Our company shut down in March due to the coronavirus, and then reopened the first of June. Now one of my employees is asking to take Family and Medical Leave Act (FMLA) leave. Does the employee have to start the year requirement all over again?
Not necessarily. To qualify for FMLA, an employee must have worked 1,250 hours in the year immediately preceding the start of the leave, and have worked for a year for the employer. If there was a break in service during seven years of employment, however, as long as the total time is a year or more (and the employee has worked the requisite number of hours), this qualifies for FMLA.

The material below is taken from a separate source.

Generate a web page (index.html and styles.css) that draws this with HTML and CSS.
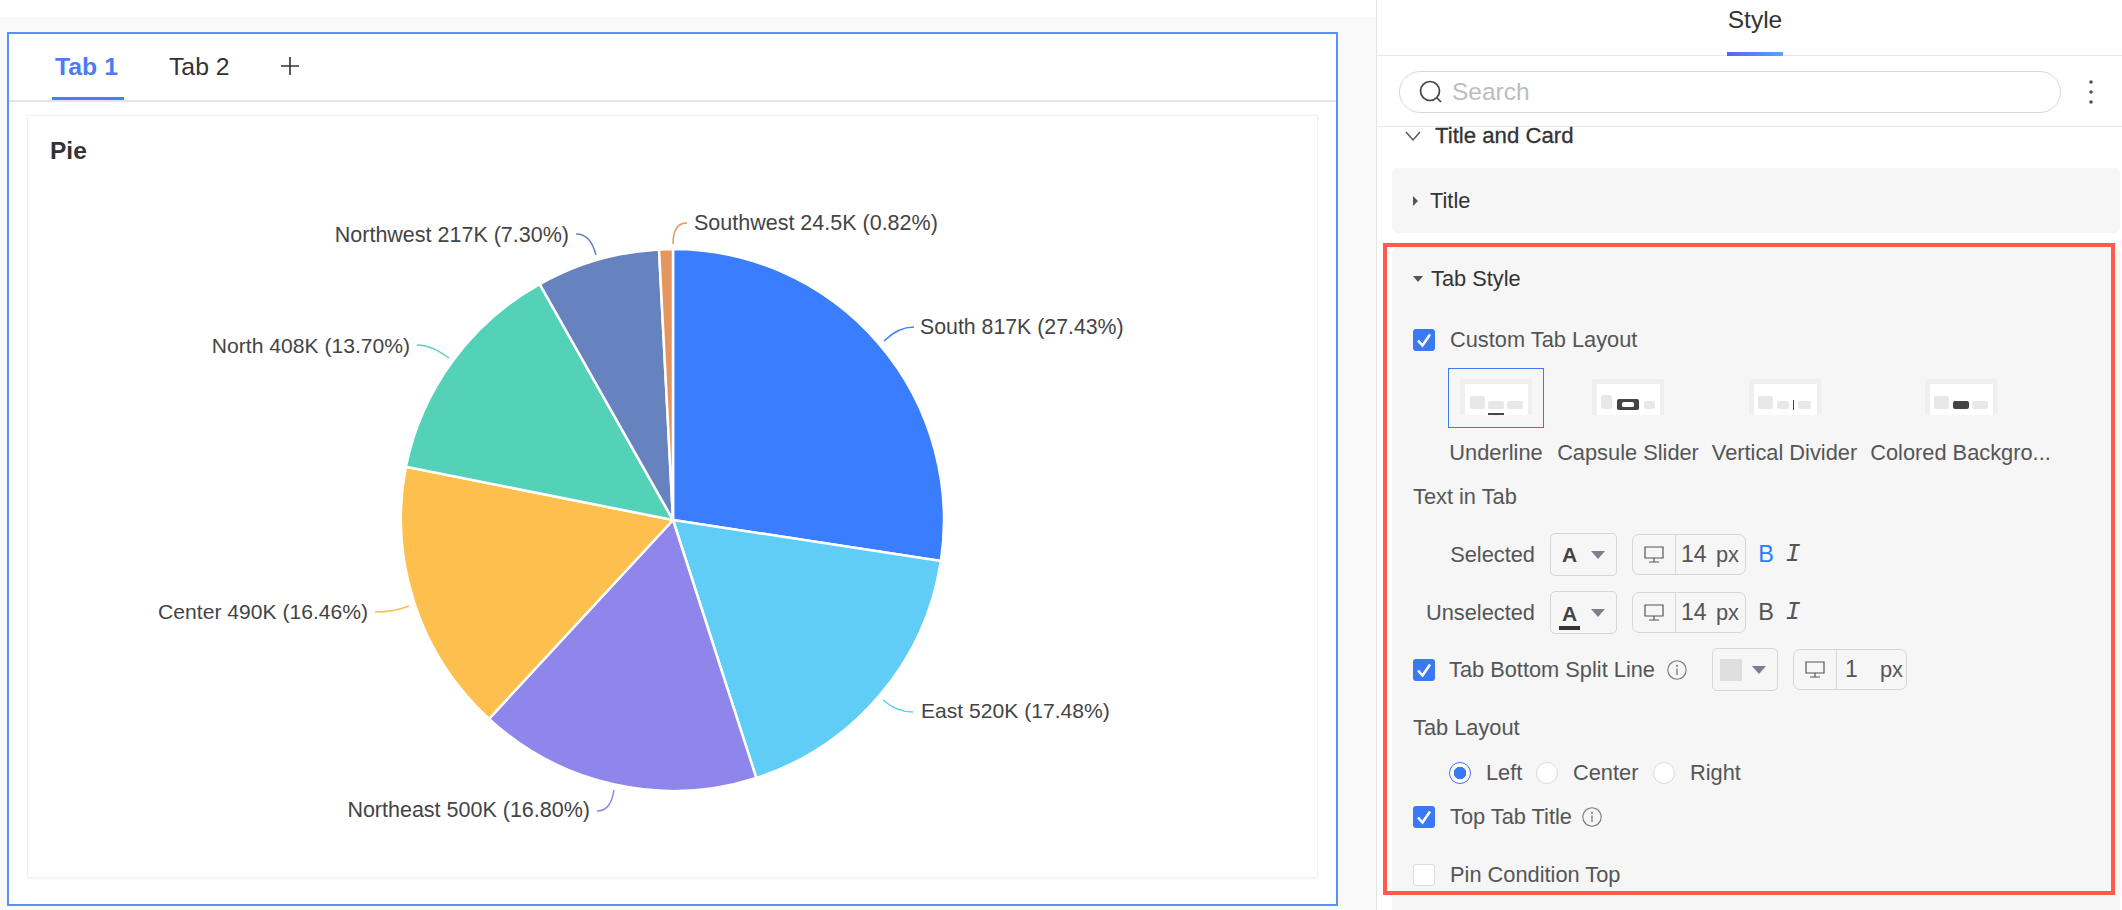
FILE: index.html
```html
<!DOCTYPE html>
<html lang="en">
<head>
<meta charset="utf-8">
<title>Tab Style</title>
<link rel="stylesheet" href="styles.css">
</head>
<body>
<div class="app">
  <main class="workspace">
    <section class="frame">
      <nav class="tabs">
        <span class="tab tab-active">Tab 1</span>
        <span class="tab">Tab 2</span>
        <svg class="plus" width="20" height="20" viewBox="0 0 20 20"><path d="M10 1v18M1 10h18" stroke="#333" stroke-width="1.6" fill="none"/></svg>
      </nav>
      <article class="card">
        <h2 class="card-title">Pie</h2>
        <svg class="chart" viewBox="29 170 1288 700" width="1288" height="700">
          <g stroke="#fff" stroke-width="2.5" stroke-linejoin="round">
            <path fill="#3a7dff" d="M674 520V249A271 271 0 0 1 941.900 560.900Z"/>
            <path fill="#60cdf6" d="M674 520L941.900 560.900A271 271 0 0 1 757.300 777.900Z"/>
            <path fill="#8f86ec" d="M674 520L757.300 777.900A271 271 0 0 1 490 718.800Z"/>
            <path fill="#fdbf4d" d="M674 520L490 718.800A271 271 0 0 1 406.900 466.800Z"/>
            <path fill="#54d2b8" d="M674 520L406.900 466.800A271 271 0 0 1 540.700 284.200Z"/>
            <path fill="#6683bf" d="M674 520L540.700 284.200A271 271 0 0 1 660 249.400Z"/>
            <path fill="#e5965f" d="M674 520L660 249.400A271 271 0 0 1 674 249Z"/>
          </g>
          <g fill="none" stroke-width="1.5">
            <path stroke="#e5965f" d="M674 244C674 232 678 223 688 223"/>
            <path stroke="#6683bf" d="M597 255C594 243 588 234 577 234"/>
            <path stroke="#3a7dff" d="M885 341C893 333 903 327 915 327"/>
            <path stroke="#54d2b8" d="M450 358C440 351 430 345 418 345"/>
            <path stroke="#fdbf4d" d="M410 606C400 610 388 612 376 612"/>
            <path stroke="#60cdf6" d="M884 700C892 707 902 712 914 712"/>
            <path stroke="#8f86ec" d="M615 790C613 802 609 811 598 811"/>
          </g>
          <g class="chart-labels">
            <text class="label-wide" x="695" y="230">Southwest 24.5K (0.82%)</text>
            <text class="label-wide" x="570" y="242" text-anchor="end">Northwest 217K (7.30%)</text>
            <text class="label-mid" x="921" y="334">South 817K (27.43%)</text>
            <text x="411" y="353" text-anchor="end">North 408K (13.70%)</text>
            <text x="369" y="619" text-anchor="end">Center 490K (16.46%)</text>
            <text x="922" y="718">East 520K (17.48%)</text>
            <text class="label-wide" x="591" y="817" text-anchor="end">Northeast 500K (16.80%)</text>
          </g>
        </svg>
      </article>
    </section>
  </main>

  <aside class="sidebar">
    <header class="side-head"><span class="side-tab">Style</span></header>
    <div class="search-row">
      <div class="search">
        <svg width="26" height="26" viewBox="0 0 26 26"><circle cx="12" cy="12" r="9.500" fill="none" stroke="#444" stroke-width="1.700"/><path d="M19 19l4 4" stroke="#444" stroke-width="1.700"/></svg>
        <span class="search-text">Search</span>
      </div>
      <svg class="dots" width="6" height="26" viewBox="0 0 6 26"><circle cx="3" cy="3" r="1.800" fill="#555"/><circle cx="3" cy="13" r="1.800" fill="#555"/><circle cx="3" cy="23" r="1.800" fill="#555"/></svg>
    </div>
    <div class="side-body">
      <div class="section-head">
        <svg width="16" height="10" viewBox="0 0 16 10"><path d="M1 1l7 8 7-8" fill="none" stroke="#555" stroke-width="1.400"/></svg>
        <span>Title and Card</span>
      </div>
      <div class="panel panel-title">
        <svg width="5" height="12" viewBox="0 0 5 12"><path d="M0 1l5 5-5 5z" fill="#555"/></svg>
        <span class="panel-name">Title</span>
      </div>
      <div class="panel panel-tab">
        <div class="panel-head">
          <svg width="10" height="6" viewBox="0 0 10 6"><path d="M0 0h10L5 6z" fill="#555"/></svg>
          <span class="panel-name">Tab Style</span>
        </div>
        <label class="check-row row-custom"><span class="check"><svg width="22" height="22" viewBox="0 0 22 22"><path d="M5 11.500l4.500 5L17 5.500" fill="none" stroke="#fff" stroke-width="2.600"/></svg></span>Custom Tab Layout</label>
        <div class="options">
          <div class="option opt-a">
            <div class="thumb thumb-on"><svg width="72" height="36" viewBox="0 0 72 36"><path fill="#efefef" d="M2 0h68a2 2 0 0 1 2 2v34H0V2a2 2 0 0 1 2-2z"/><path fill="#fff" d="M5 5h63v31H5z"/><rect x="10" y="17" width="15" height="13" rx="2" fill="#e8e8e8"/><rect x="28" y="22" width="16" height="8" rx="2" fill="#e8e8e8"/><rect x="47" y="22" width="16" height="8" rx="2" fill="#e8e8e8"/><path fill="#444" d="M28 34h16v2H28z"/></svg></div>
            <span>Underline</span>
          </div>
          <div class="option opt-b">
            <div class="thumb"><svg width="72" height="36" viewBox="0 0 72 36"><path fill="#efefef" d="M2 0h68a2 2 0 0 1 2 2v34H0V2a2 2 0 0 1 2-2z"/><path fill="#fff" d="M5 5h63v31H5z"/><rect x="9" y="16" width="11" height="14" rx="2" fill="#e8e8e8"/><rect x="25" y="20" width="22" height="11" rx="2" fill="#444"/><rect x="30" y="23" width="12" height="5" rx="1.500" fill="#fff"/><rect x="52" y="22" width="11" height="8" rx="2" fill="#e8e8e8"/></svg></div>
            <span>Capsule Slider</span>
          </div>
          <div class="option opt-c">
            <div class="thumb"><svg width="72" height="36" viewBox="0 0 72 36"><path fill="#efefef" d="M2 0h68a2 2 0 0 1 2 2v34H0V2a2 2 0 0 1 2-2z"/><path fill="#fff" d="M5 5h63v31H5z"/><rect x="9" y="17" width="15" height="13" rx="2" fill="#e8e8e8"/><rect x="28" y="22" width="12" height="8" rx="2" fill="#e8e8e8"/><path fill="#444" d="M44 21h1v10h-1z"/><rect x="49" y="22" width="13" height="8" rx="2" fill="#e8e8e8"/></svg></div>
            <span>Vertical Divider</span>
          </div>
          <div class="option opt-d">
            <div class="thumb"><svg width="72" height="36" viewBox="0 0 72 36"><path fill="#efefef" d="M2 0h68a2 2 0 0 1 2 2v34H0V2a2 2 0 0 1 2-2z"/><path fill="#fff" d="M5 5h63v31H5z"/><rect x="9" y="17" width="15" height="13" rx="2" fill="#e8e8e8"/><rect x="28" y="22" width="16" height="8" rx="2" fill="#444"/><rect x="47" y="22" width="16" height="8" rx="2" fill="#e8e8e8"/></svg></div>
            <span>Colored Backgro...</span>
          </div>
        </div>
        <div class="field-title row-text">Text in Tab</div>
        <div class="style-row row-selected">
          <span class="style-label">Selected</span>
          <div class="picker"><span class="letter">A</span><svg width="14" height="8" viewBox="0 0 14 8"><path d="M0 0h14L7 8z" fill="#7b7f8e"/></svg></div>
          <div class="size">
            <span class="size-icon"><svg width="20" height="18" viewBox="0 0 20 18"><path d="M1 1h18v11H1zM10 12v4M5 16h10" fill="none" stroke="#555" stroke-width="1.200"/></svg></span>
            <span class="size-val">14</span><span class="size-unit">px</span>
          </div>
          <span class="fmt fmt-on">B</span><span class="fmt fmt-i">I</span>
        </div>
        <div class="style-row row-unselected">
          <span class="style-label">Unselected</span>
          <div class="picker"><span class="letter letter-line">A</span><svg width="14" height="8" viewBox="0 0 14 8"><path d="M0 0h14L7 8z" fill="#7b7f8e"/></svg></div>
          <div class="size">
            <span class="size-icon"><svg width="20" height="18" viewBox="0 0 20 18"><path d="M1 1h18v11H1zM10 12v4M5 16h10" fill="none" stroke="#555" stroke-width="1.200"/></svg></span>
            <span class="size-val">14</span><span class="size-unit">px</span>
          </div>
          <span class="fmt">B</span><span class="fmt fmt-i">I</span>
        </div>
        <div class="style-row row-split">
          <span class="check"><svg width="22" height="22" viewBox="0 0 22 22"><path d="M5 11.500l4.500 5L17 5.500" fill="none" stroke="#fff" stroke-width="2.600"/></svg></span>
          <span class="split-label">Tab Bottom Split Line</span>
          <svg class="info" width="20" height="20" viewBox="0 0 20 20"><circle cx="10" cy="10" r="9.200" fill="none" stroke="#777" stroke-width="1.100"/><path d="M10 8.500v6.500" stroke="#777" stroke-width="1.300"/><circle cx="10" cy="5.800" r="1" fill="#777"/></svg>
          <div class="picker picker-swatch"><span class="swatch"></span><svg width="14" height="8" viewBox="0 0 14 8"><path d="M0 0h14L7 8z" fill="#7b7f8e"/></svg></div>
          <div class="size">
            <span class="size-icon"><svg width="20" height="18" viewBox="0 0 20 18"><path d="M1 1h18v11H1zM10 12v4M5 16h10" fill="none" stroke="#555" stroke-width="1.200"/></svg></span>
            <span class="size-val size-val-one">1</span><span class="size-unit">px</span>
          </div>
        </div>
        <div class="field-title row-layout">Tab Layout</div>
        <div class="radio-row">
          <span class="radio radio-on"></span><span class="radio-text r-left">Left</span>
          <span class="radio"></span><span class="radio-text r-center">Center</span>
          <span class="radio"></span><span class="radio-text">Right</span>
        </div>
        <label class="check-row row-top"><span class="check"><svg width="22" height="22" viewBox="0 0 22 22"><path d="M5 11.500l4.500 5L17 5.500" fill="none" stroke="#fff" stroke-width="2.600"/></svg></span>Top Tab Title<svg class="info info-top" width="20" height="20" viewBox="0 0 20 20"><circle cx="10" cy="10" r="9.200" fill="none" stroke="#777" stroke-width="1.100"/><path d="M10 8.500v6.500" stroke="#777" stroke-width="1.300"/><circle cx="10" cy="5.800" r="1" fill="#777"/></svg></label>
        <label class="check-row row-pin"><span class="check check-off"></span>Pin Condition Top</label>
      </div>
      <div class="highlight"></div>
    </div>
  </aside>
</div>
</body>
</html>
```

FILE: styles.css
```css
* { box-sizing: border-box; }
html, body { margin: 0; height: 100%; background: #fff; overflow: hidden; }
body { font-family: "Liberation Sans", Arial, sans-serif; color: #555; font-size: 21.800px; }

.app { display: flex; width: 2122px; height: 910px; }

.workspace { flex: 0 0 1376px; margin-top: 17px; padding: 15px 38px 4px 7px; background: #f9f9f9; display: flex; }
.frame { flex: 1; border: 2px solid #5a90fb; background: #fff; display: flex; flex-direction: column; min-width: 0; }

.tabs { height: 68px; flex: none; display: flex; align-items: flex-start; border-bottom: 2px solid #e6e6e6; padding-left: 43px; position: relative; }
.tab { font-size: 24.800px; line-height: 66px; color: #333; height: 66px; padding: 0 3px; margin-right: 47px; }
.tab-active { font-weight: 700; color: #4b7bf5; border-bottom: 3px solid #4b7bf5; padding: 0 6px 0 3px; margin-right: 42px; }
.plus { margin: 22px 0 0 0; }

.card { margin: 13px 18px 0 18px; height: 763px; flex: none; background: #fff; border: 1px solid #f1f1f1; box-shadow: 0 1px 3px rgba(0, 0, 0, .05); display: flex; flex-direction: column; }
.card-title { margin: 21px 0 5px 22px; font-size: 24.500px; line-height: 28px; font-weight: 700; color: #333; }
.chart { display: block; flex: none; }
.chart-labels { font-family: "Liberation Sans", Arial, sans-serif; font-size: 21.100px; fill: #444; }
.label-wide { font-size: 21.500px; }
.label-mid { font-size: 21.300px; }

.sidebar { flex: 0 0 746px; border-left: 1px solid #e4e4e4; background: #fff; display: flex; flex-direction: column; height: 910px; overflow: hidden; }
.side-head { height: 56px; flex: none; border-bottom: 1px solid #e8e8e8; display: flex; justify-content: center; padding-left: 11px; }
.side-tab { height: 56px; margin-bottom: -1px; font-size: 24.500px; line-height: 40px; color: #333; border-bottom: 4px solid; border-image: linear-gradient(90deg, #5a63f5, #56a4fb) 1; padding: 0 1px; position: relative; }
.search-row { height: 71px; flex: none; border-bottom: 1px solid #e8e8e8; display: flex; align-items: center; padding: 1px 28px 0 22px; justify-content: space-between; }
.search { width: 662px; height: 42px; border: 1px solid #d8d8d8; border-radius: 22px; display: flex; align-items: center; padding-left: 18px; gap: 8px; background: #fff; }
.search-text { font-size: 24.500px; color: #bdbdbd; }
.dots { flex: none; }

.side-body { flex: 1; position: relative; padding: 0 2px 0 15px; min-height: 0; }
.section-head { height: 40px; margin-top: -11px; display: flex; align-items: center; padding-left: 13px; gap: 14px; color: #333; -webkit-text-stroke: .3px #333; font-size: 22.200px; }
.panel { background: #f6f6f6; border-radius: 6px; }
.panel-title { margin-top: 12px; height: 65px; display: flex; align-items: center; padding-left: 21px; gap: 12px; }
.panel-name { color: #333; font-size: 21.800px; }
.panel-tab { margin-top: 14px; height: 700px; padding-left: 21px; }
.panel-head { height: 64px; display: flex; align-items: center; gap: 8px; }

.check { width: 22px; height: 22px; border-radius: 3px; background: #3a78f6; flex: none; display: block; }
.check svg { display: block; }
.check-off { background: #fff; border: 1px solid #ddd; }
.check-row { display: flex; align-items: center; height: 22px; gap: 15px; line-height: 22px; }
.row-custom { margin-top: 18px; }

.options { display: flex; margin: 17px 0 0 35px; gap: 15px; }
.option { display: flex; flex-direction: column; align-items: center; flex: none; white-space: nowrap; }
.option span { line-height: 20px; margin-top: 15px; }
.opt-a { width: 96px; margin-right: -1px; }
.opt-b { width: 140px; }
.opt-c { width: 143px; }
.opt-d { width: 179px; }
.thumb { width: 96px; height: 60px; display: flex; align-items: flex-end; justify-content: center; padding-bottom: 12px; border: 1px solid transparent; }
.thumb svg { display: block; flex: none; }
.thumb-on { border-color: #3a78f6; }

.field-title { line-height: 20px; color: #555; }
.row-text { margin-top: 24px; }
.row-layout { margin-top: 27px; }

.style-row { display: flex; align-items: center; height: 43px; }
.row-selected { margin-top: 26px; }
.row-unselected { margin-top: 15px; }
.row-split { margin-top: 14px; }
.style-label { width: 122px; text-align: right; margin-right: 15px; }
.picker { width: 67px; height: 43px; border: 1px solid #d6d6d6; border-radius: 5px; display: flex; align-items: center; padding-left: 8px; gap: 11px; flex: none; }
.letter { width: 21px; font-size: 21px; font-weight: 700; color: #444; line-height: 24px; text-align: center; }
.letter-line { border-bottom: 4px solid #333; height: 30px; line-height: 28px; margin-top: 4px; }
.size { width: 114px; height: 41px; margin-left: 15px; border: 1px solid #d6d6d6; border-radius: 7px; display: flex; align-items: center; flex: none; }
.size-icon { width: 43px; height: 100%; border-right: 1px solid #d6d6d6; display: flex; align-items: center; justify-content: center; flex: none; }
.size-val { margin-left: 5px; width: 32px; font-size: 23px; }
.size-val-one { margin-left: 8px; }
.size-unit { margin-left: 3px; }
.fmt { font-size: 23.500px; width: 16px; text-align: center; margin-left: 12px; color: #555; }
.fmt-on { color: #2f7bff; }
.fmt-i { font-style: italic; margin-left: 11px; font-family: "Liberation Mono", monospace; font-size: 25px; }
.split-label { margin-left: 14px; white-space: nowrap; width: 208px; }
.info { flex: none; }
.row-split .info { margin-left: 10px; }
.picker-swatch { margin-left: 25px; width: 66px; padding-left: 7px; gap: 10px; }
.swatch { width: 22px; height: 22px; background: #dedede; flex: none; }

.radio-row { display: flex; align-items: center; height: 22px; margin: 24px 0 0 36px; }
.radio { width: 22px; height: 22px; border-radius: 50%; border: 1px solid #dcdcdc; background: #fff; flex: none; }
.radio-on { border-color: #3a78f6; background: radial-gradient(circle, #3a78f6 0 6px, #fff 6.500px); }
.radio-text { margin-left: 15px; }
.r-left { width: 50px; }
.r-center { width: 80px; }

.row-top { margin-top: 22px; }
.info-top { margin-left: -5px; }
.row-pin { margin-top: 36px; }

.highlight { position: absolute; left: 6px; top: 116px; width: 732px; height: 652px; border: 4px solid #ff5a4d; pointer-events: none; }
```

In the example noted above, the employee had been hired in April 2019, so he had almost met the year mark when the company shut down. By working in June and July 2020, he has now met the year mark. Additionally, any break in service caused by a military service obligation would be excused. As to “hours worked,” hours of service means hours actually worked by the employee. It does not mean hours paid. Paid nonworking time—such as vacations, holidays, furloughs, sick leave, or other time off (paid or otherwise)—doesnot count for purposes of calculating one’s FMLA eligibility
Therefore, if an employee was furloughed for a lengthy period or taking the emergency family leave under the Families First Coronavirus Response Act (FFCRA) to care for a child, that time is not considered hours worked, even though the latter is paid.
Indeed, the time taken for the emergency family leave will be counted against an employee’s total 12 weeks available under FMLA.
Therefore, if an employee takes eight (8) weeks to care for his/her children under the emergency family leave, there will be only four (4) weeks remaining for the traditional FMLA. These are definitely challenging times, and if an employer has doubts or questions about the qualifications of FMLA, an attorney should be consulted.